Now that winter is upon us, with varying degrees of Mother Nature’s fury affecting parts of the nation differently, what effects should we expect from cold, rain, sleet, snow and wind?
Winter obviously differs in many parts of the country, but winter can bring three effects upon our sleep experience. First comes the diminished light, then the cold, and finally eating habits affected by the clime and the holidays.
First, light — with less sun in many parts of the country, diminished light means a diminished production of melatonin. “Light directly impacts the pituitary, which secretes melatonin,” Chair of the Homeopathy Department at Bastyr University’s School of Naturopathic Medicine Dr. Brad Lichtenstein, N.D., explains.
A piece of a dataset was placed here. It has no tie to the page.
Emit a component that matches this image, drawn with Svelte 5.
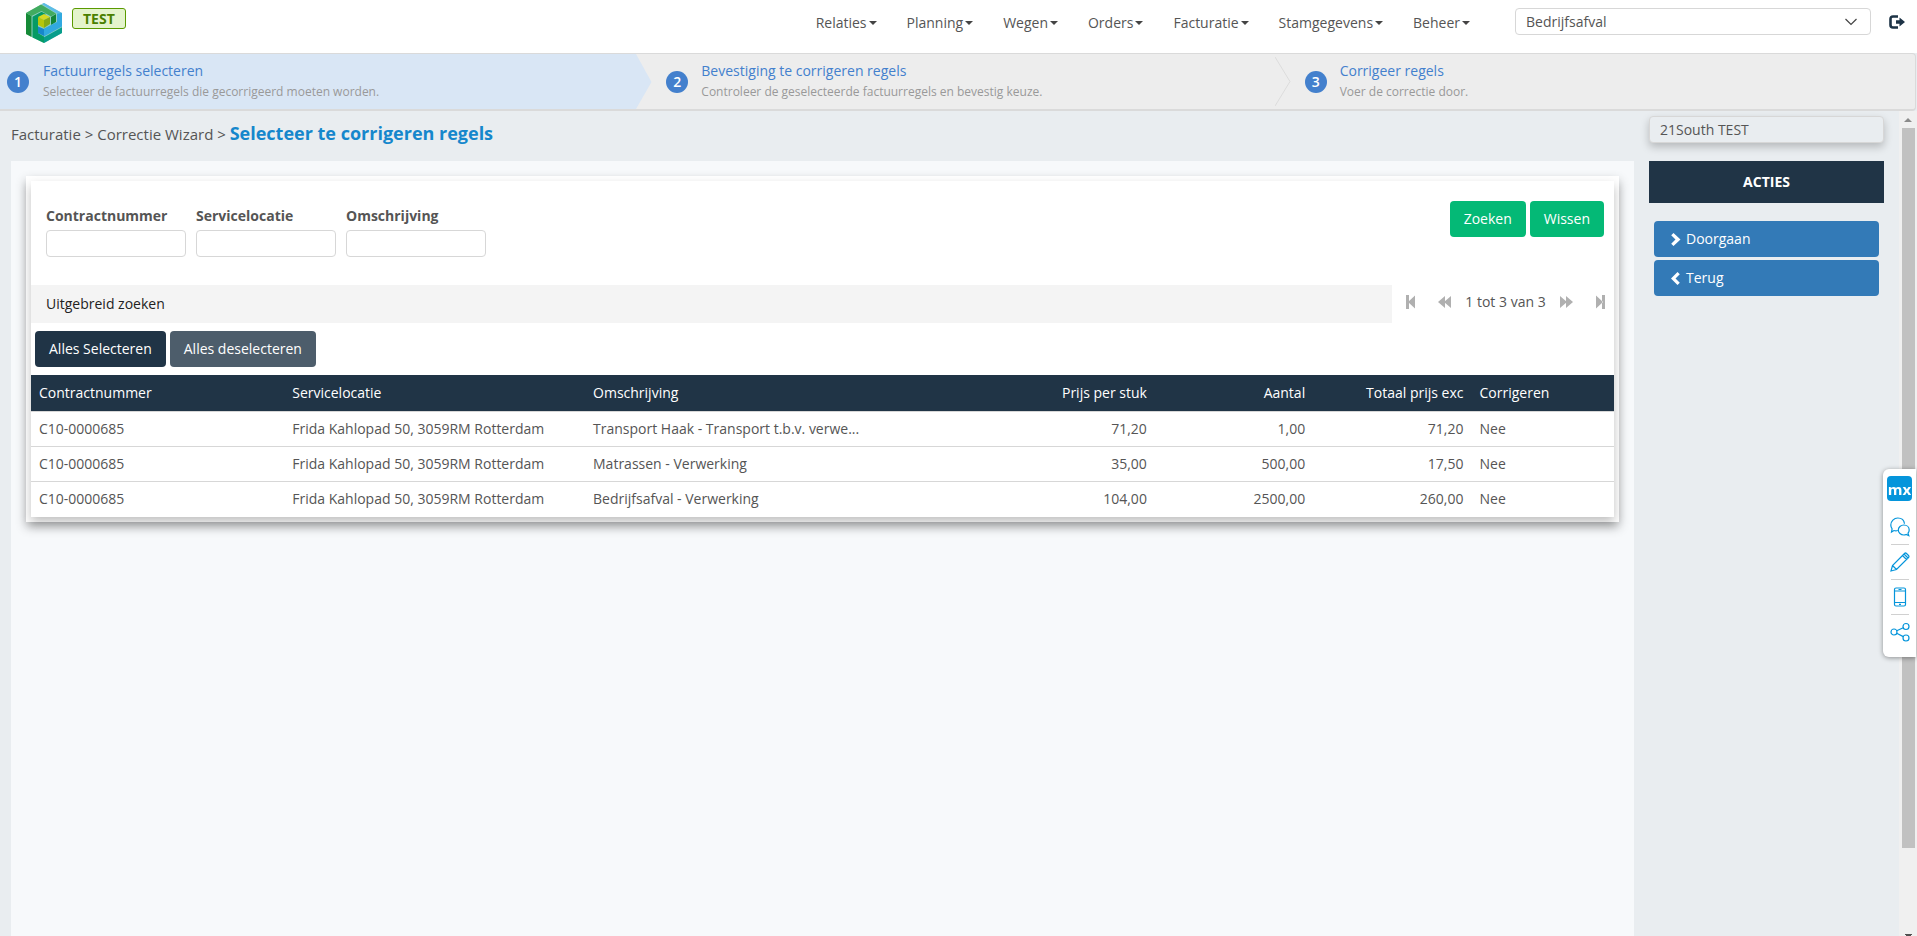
<script>
  const menu = ['Relaties', 'Planning', 'Wegen', 'Orders', 'Facturatie', 'Stamgegevens', 'Beheer'];

  const steps = [
    { title: 'Factuurregels selecteren', text: 'Selecteer de factuurregels die gecorrigeerd moeten worden.' },
    { title: 'Bevestiging te corrigeren regels', text: 'Controleer de geselecteerde factuurregels en bevestig keuze.' },
    { title: 'Corrigeer regels', text: 'Voer de correctie door.' }
  ];

  const filters = ['Contractnummer', 'Servicelocatie', 'Omschrijving'];

  const columns = [
    { label: 'Contractnummer', width: 16 },
    { label: 'Servicelocatie', width: 19 },
    { label: 'Omschrijving', width: 22 },
    { label: 'Prijs per stuk', width: 14, numeric: true },
    { label: 'Aantal', width: 10, numeric: true },
    { label: 'Totaal prijs exc', width: 10, numeric: true },
    { label: 'Corrigeren', width: 9 }
  ];

  const address = 'Frida Kahlopad 50, 3059RM Rotterdam';
  const rows = [
    ['C10-0000685', address, 'Transport Haak - Transport t.b.v. verwe...', '71,20', '1,00', '71,20', 'Nee'],
    ['C10-0000685', address, 'Matrassen - Verwerking', '35,00', '500,00', '17,50', 'Nee'],
    ['C10-0000685', address, 'Bedrijfsafval - Verwerking', '104,00', '2500,00', '260,00', 'Nee']
  ];
</script>

<div class="page">
  <header>
    <a class="logo" href="#home" aria-label="Home">
      <svg width="36" height="40" viewBox="0 0 36 40">
        <polygon points="18,0 36,10 36,30 18,40 0,31 0,10" fill="#8fd0c4" />
        <polygon points="0,10 5.500,13 5.500,34 0,31" fill="#168a37" />
        <polygon points="0,10 15,1.500 30,10.500 25,13.500 15.500,8 5.500,13" fill="#41ab5f" />
        <polygon points="16,1 18,0 36,10 30.500,10.300" fill="#5cbce9" />
        <polygon points="30,11 30,19 25,22 25,14" fill="#128538" />
        <polygon points="6.500,13.800 15.500,8.800 20,11 12,15.500 12,30 18,33.500 18,40 6.500,34.500" fill="#069a64" />
        <polygon points="31,10.500 36,10 36,20.500 18,31 18,25.500 31,19" fill="#31a9e0" />
        <polygon points="12,23.500 18,26 18,33 12,30" fill="#1787cb" />
        <polygon points="18,27 36,17 36,23.500 18,33.500" fill="#31a9e0" />
        <polygon points="18,34.300 36,24.300 36,30 18,40" fill="#079d8b" />
        <polygon points="12,14 18,11 24,14 18,17" fill="#d3d923" />
        <polygon points="12,14 18,17 18,25 12,22" fill="#b5c60c" />
        <polygon points="24,14 24,21 18,25 18,17" fill="#86ab16" />
      </svg>
    </a>
    <span class="env">TEST</span>
    <nav>
      {#each menu as item}
        <button class="menu-item">{item}<i class="caret"></i></button>
      {/each}
    </nav>
    <div class="select-wrap">
      <select aria-label="Afvalstroom">
        <option>Bedrijfsafval</option>
      </select>
      <svg width="12" height="8" viewBox="0 0 12 8" fill="none" stroke="#444" stroke-width="1.2"><path d="M.5 1 6 6.500 11.500 1" /></svg>
    </div>
    <button class="logout" aria-label="Uitloggen">
      <svg width="16" height="14" viewBox="0 0 16 14">
        <path d="M9 1.500H4Q1.500 1.500 1.500 4v6q0 2.500 2.500 2.500h5" fill="none" stroke="#1d3346" stroke-width="2.600" />
        <path d="M7 5.300h3.500V2.500L16 7l-5.500 4.500V8.700H7z" fill="#1d3346" />
      </svg>
    </button>
  </header>

  <ol class="wizard">
    {#each steps as step, i}
      <li class:active={i === 0}>
        <span class="number">{i + 1}</span>
        <div>
          <a href="#stap-{i + 1}">{step.title}</a>
          <p>{step.text}</p>
        </div>
        {#if i < 2}
          <svg class="arrow" width="18" height="55" viewBox="0 0 18 55">
            {#if i === 0}
              <path d="M0 0h2l16 0v55H0z" fill="#ededed" />
              <path d="M0 0 15.500 28 0 55z" fill="#d9e6f5" />
            {:else}
              <path d="M0 3 15 27.500 0 52" fill="none" stroke="#dcdcdc" />
            {/if}
          </svg>
        {/if}
      </li>
    {/each}
  </ol>

  <div class="body">
    <main>
      <div class="crumbs">
        Facturatie &gt; Correctie Wizard &gt; <h1>Selecteer te corrigeren regels</h1>
      </div>
      <section class="canvas">
        <div class="card">
          <div class="grid">
            <form class="search" onsubmit={(e) => e.preventDefault()}>
              {#each filters as label, i}
                <div class="field">
                  <label for="filter-{i}">{label}</label>
                  <input id="filter-{i}" type="text" />
                </div>
              {/each}
              <div class="search-actions">
                <button class="btn green">Zoeken</button>
                <button class="btn green" type="reset">Wissen</button>
              </div>
            </form>

            <div class="toolbar">
              <button class="extended">Uitgebreid zoeken</button>
              <div class="paging">
                <button aria-label="Eerste pagina">
                  <svg width="9" height="14" viewBox="0 0 9 14"><path d="M0 0h3v14H0zM9 .5v13L2 7z" /></svg>
                </button>
                <button aria-label="Vorige pagina">
                  <svg width="13" height="12" viewBox="0 0 13 12"><path d="M7 0v12L0 6zM13 0v12L6 6z" /></svg>
                </button>
                <span>1 tot 3 van 3</span>
                <button aria-label="Volgende pagina">
                  <svg width="13" height="12" viewBox="0 0 13 12"><path d="M0 0v12l7-6zM6 0v12L13 6z" /></svg>
                </button>
                <button aria-label="Laatste pagina">
                  <svg width="9" height="14" viewBox="0 0 9 14"><path d="M6 0H9v14H6zM0 .5v13L7 7z" /></svg>
                </button>
              </div>
            </div>

            <div class="selection">
              <button class="btn navy">Alles Selecteren</button>
              <button class="btn slate">Alles deselecteren</button>
            </div>

            <table>
              <colgroup>
                {#each columns as column}
                  <col style="width: {column.width}%" />
                {/each}
              </colgroup>
              <thead>
                <tr>
                  {#each columns as column}
                    <th class:numeric={column.numeric}>{column.label}</th>
                  {/each}
                </tr>
              </thead>
              <tbody>
                {#each rows as row}
                  <tr>
                    {#each row as cell, c}
                      <td class:numeric={columns[c].numeric}>{cell}</td>
                    {/each}
                  </tr>
                {/each}
              </tbody>
            </table>
          </div>
        </div>
      </section>
    </main>

    <aside>
      <input class="company" type="text" value="21South TEST" readonly aria-label="Bedrijf" />
      <h2>ACTIES</h2>
      <div class="actions">
        <button class="btn blue">
          <svg width="10" height="13" viewBox="0 0 10 13"><path d="M2.500 0 9.500 6.500 2.500 13 .2 10.700 4.500 6.500.2 2.300z" /></svg>
          Doorgaan
        </button>
        <button class="btn blue">
          <svg width="10" height="13" viewBox="0 0 10 13"><path d="M6.500 0 0 6.500 6.500 13l2.300-2.300L4.500 6.500l4.300-4.200z" /></svg>
          Terug
        </button>
      </div>
    </aside>

    <div class="scrollbar" aria-hidden="true">
      <svg width="8" height="4" viewBox="0 0 8 4"><path d="M4 0 8 4H0z" fill="#8b8b8b" /></svg>
      <div class="thumb"></div>
      <div class="rest"></div>
      <svg class="down" width="7" height="2" viewBox="0 0 7 2"><path d="M0 0h7v1H6v1H1V1H0z" fill="#505050" /></svg>
    </div>
  </div>

  <div class="feedback">
    <button class="mx" aria-label="Mendix">mx</button>
    <button aria-label="Feedback">
      <svg width="20" height="20" viewBox="0 0 20 20">
        <path d="M4 13.500 1.500 15l.6-3.200A6.200 6.200 0 0 1 .8 8C.8 4.300 4 1 7.800 1s6.300 2.300 6.700 5.800" />
        <path d="M7.800 13.500c-1.500.5-2.600.4-3.800 0" />
        <path d="M18 16.200A5 5 0 0 0 19.200 13c0-3-2.400-5-5.400-5S8.300 10.200 8.300 13s2.500 5 5.500 5c.8 0 1.700-.2 2.400-.5l2.600 1.200z" />
      </svg>
    </button>
    <button aria-label="Bewerken">
      <svg width="20" height="20" viewBox="0 0 20 20">
        <path d="m1 19 1.500-5.500L14.500 1.500q1-1 2 0l2 2q1 1 0 2L6.500 17.500zM2.500 13.500l4 4M12.500 3.500l4 4M14 2l4 4" />
      </svg>
    </button>
    <button aria-label="Mobiele weergave">
      <svg width="20" height="20" viewBox="0 0 20 20">
        <rect x="4.500" y="1" width="11" height="18" rx="1.500" />
        <path d="M4.500 4h11M4.500 15.500h11M8.500 2.500h3M9 17.300h2" />
      </svg>
    </button>
    <button aria-label="Delen">
      <svg width="20" height="20" viewBox="0 0 20 20">
        <circle cx="4" cy="10" r="3" /><circle cx="16" cy="4.500" r="3" /><circle cx="16" cy="16" r="3" />
        <path d="m6.700 8.700 6.600-3M6.700 11.300l6.600 3.300" />
      </svg>
    </button>
  </div>
</div>

<style>
  :global(body) {
    background: #e9edf0;
    color: #555;
    font: 14px/20px 'Open Sans', sans-serif;
  }
  :global(*) {
    box-sizing: border-box;
  }
  button, input, select {
    font: inherit;
    color: inherit;
  }
  button {
    margin: 0;
    padding: 0;
    border: 0;
    background: none;
    cursor: pointer;
  }
  a {
    text-decoration: none;
  }
  svg {
    display: block;
    flex: none;
  }
  .page {
    display: flex;
    flex-direction: column;
    min-height: 100vh;
  }

  header {
    display: flex;
    align-items: flex-start;
    height: 53px;
    padding: 3px 12px 0 26px;
    background: #fff;
  }
  .env {
    margin: 5px 0 0 10px;
    padding: 0 10px;
    border: 1px solid #5a9a00;
    border-radius: 3px;
    background: #e4f4cc;
    color: #4a8000;
    font-weight: 700;
    line-height: 19px;
  }
  nav {
    display: flex;
    flex: 1;
    justify-content: flex-end;
    padding: 10px 30px 0 0;
  }
  .menu-item {
    display: flex;
    align-items: center;
    padding: 0 15px;
    line-height: 20px;
  }
  .caret {
    margin-left: 2px;
    border: 4px solid transparent;
    border-top-color: #444;
    border-bottom: 0;
  }
  .select-wrap {
    display: flex;
    align-items: center;
    width: 356px;
    margin: 5px 18px 0 0;
    border: 1px solid #d7d7d7;
    border-radius: 4px;
  }
  select {
    flex: 1;
    height: 25px;
    margin-right: -25px;
    padding: 0 10px;
    border: 0;
    background: none;
    appearance: none;
  }
  .select-wrap svg {
    margin-right: 13px;
  }
  .logout {
    margin-top: 12px;
  }

  .wizard {
    display: grid;
    grid-template-columns: repeat(3, 1fr);
    margin: 0 1px 0 0;
    padding: 0;
    list-style: none;
    background: #ededed;
    border: 1px solid #dadada;
    border-width: 1px 1px 2px 0;
    border-radius: 0 4px 4px 0;
  }
  .wizard li {
    position: relative;
    display: flex;
    align-items: center;
    gap: 13px;
    height: 55px;
    padding-left: 28px;
  }
  .wizard li.active {
    padding-left: 7px;
    gap: 14px;
    background: #d9e6f5;
  }
  .arrow {
    position: absolute;
    right: -16px;
    top: 0;
  }
  .number {
    width: 22px;
    height: 22px;
    border-radius: 50%;
    background: #4380cd;
    color: #fff;
    font-weight: 600;
    line-height: 22px;
    text-align: center;
  }
  .wizard a {
    color: #4380cd;
    line-height: 20px;
  }
  .wizard p {
    margin: 0;
    color: #999;
    font-size: 12px;
    line-height: 21px;
  }

  .body {
    display: flex;
    flex: 1;
  }
  main {
    display: flex;
    flex: 1;
    flex-direction: column;
    padding-left: 11px;
  }
  .crumbs {
    height: 50px;
    padding-top: 9px;
    font-size: 15px;
    line-height: 26px;
  }
  h1 {
    display: inline;
    margin: 0;
    color: #1587cc;
    font-size: 18px;
    font-weight: 700;
  }
  .canvas {
    flex: 1;
    padding: 15px;
    background: #f7f9fb;
  }
  .card {
    padding: 5px;
    background: #fff;
    box-shadow: 0 5px 10px rgba(0, 0, 0, 0.3);
  }
  .grid {
    padding-bottom: 1px;
    background: #fff;
    box-shadow: 0 5px 10px rgba(0, 0, 0, 0.25);
  }
  .search {
    display: flex;
    gap: 10px;
    height: 104px;
    padding: 20px 10px 0 15px;
  }
  .field {
    width: 140px;
    padding-top: 5px;
  }
  .field label {
    display: block;
    font-weight: 700;
    line-height: 20px;
  }
  .field input {
    width: 100%;
    height: 27px;
    margin-top: 4px;
    padding: 0 9px;
    border: 1px solid #d7d7d7;
    border-radius: 4px;
  }
  .search-actions {
    display: flex;
    gap: 4px;
    margin-left: auto;
  }
  .btn {
    height: 36px;
    padding: 0 14px;
    border-radius: 4px;
    color: #fff;
  }
  .green {
    background: #04b976;
  }
  .navy {
    background: #203446;
  }
  .slate {
    background: #4d5d6b;
  }
  .blue {
    display: flex;
    align-items: center;
    gap: 5px;
    padding: 0 17px;
    background: #337ab7;
  }
  .blue svg {
    fill: #fff;
  }

  .toolbar {
    display: flex;
    height: 38px;
  }
  .extended {
    flex: 1;
    padding: 0 15px;
    background: #f4f4f4;
    color: #222;
    text-align: left;
  }
  .paging {
    display: flex;
    align-items: center;
    justify-content: space-between;
    width: 222px;
    padding: 0 9px 4px 14px;
  }
  .paging span {
    margin: 0 -8px;
  }
  .paging svg {
    fill: #b0b0b0;
  }
  .selection {
    display: flex;
    gap: 4px;
    padding: 8px 4px;
  }

  table {
    width: 100%;
    border-collapse: collapse;
    table-layout: fixed;
  }
  th, td {
    padding: 7px 8px;
    text-align: left;
    white-space: nowrap;
  }
  th {
    padding: 8px;
    background: #203446;
    color: #fff;
    font-weight: 400;
  }
  td {
    border-top: 1px solid #d7d7d7;
  }
  .numeric {
    text-align: right;
  }

  aside {
    width: 265px;
    padding: 5px 15px 0;
  }
  .company {
    display: block;
    width: 100%;
    height: 27px;
    padding: 0 10px;
    border: 1px solid #d7d7d7;
    border-radius: 4px;
    background: #e9edf0;
    box-shadow: 0 4px 8px rgba(0, 0, 0, 0.22);
  }
  h2 {
    margin: 18px 0;
    background: #203446;
    color: #fff;
    font-size: 14px;
    font-weight: 700;
    line-height: 42px;
    text-align: center;
  }
  .actions {
    display: flex;
    flex-direction: column;
    gap: 3px;
    padding: 0 5px;
  }

  .scrollbar {
    display: flex;
    flex-direction: column;
    align-items: center;
    width: 18px;
    padding-top: 7px;
    background: #f0f0f0;
  }
  .thumb {
    flex: 720;
    width: 13px;
    margin-top: 6px;
    background: #c1c1c1;
  }
  .rest {
    flex: 86;
  }

  .feedback {
    position: fixed;
    top: 469px;
    right: 1px;
    display: flex;
    flex-direction: column;
    align-items: center;
    width: 33px;
    padding: 7px 0 8px;
    border-radius: 6px 0 0 6px;
    background: #fff;
    box-shadow: 0 1px 5px rgba(0, 0, 0, 0.4);
  }
  .feedback button {
    display: flex;
    align-items: center;
    justify-content: center;
    width: 18px;
    height: 35px;
    border-top: 1px solid #d0d0d0;
  }
  .feedback .mx {
    width: 25px;
    height: 25px;
    border: 0;
    border-radius: 4px;
    background: #0595db;
    color: #fff;
    font-size: 15px;
    font-weight: 700;
    line-height: 20px;
  }
  .feedback .mx + button {
    margin-top: 8px;
    border-color: transparent;
  }
  .feedback svg {
    fill: none;
    stroke: #0595db;
    stroke-width: 1.2;
  }
</style>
Second, the cold — this is kind of a Catch 22 situation. Cold temperatures will also decrease melatonin production, but rooms artificially heated will dry out the mucous membranes, making us more susceptible to colds and the flu. Kind of you can’t win either way, but keeping temperatures at about 70 might be a happy medium.
Finally, eating habits — from Halloween through New Year’s (and then the Super Bowl), we tend to consume lots of carby, starchy and sugary foods. And if we’re also sleep deprived, we crave these substances for quick energy fixes. Eating and sleeping in the winter months can represent a vicious cycle.
The hormone leptin is influenced by these wintry eating habits, and excess leptin can disrupt our sleep. “When our sleep cycle gets disrupted, we wind up craving those foods more and we don’t know when we’re full,” Dr. Lichtenstein says. “If we continue to eat like this, it will affect our sleep… it’s a vicious cycle.”
Is there a cure to winter’s effect on our sleep and eating? Probably the solution lies in clinging to good sleep-hygiene habits and eating and drinking in moderation.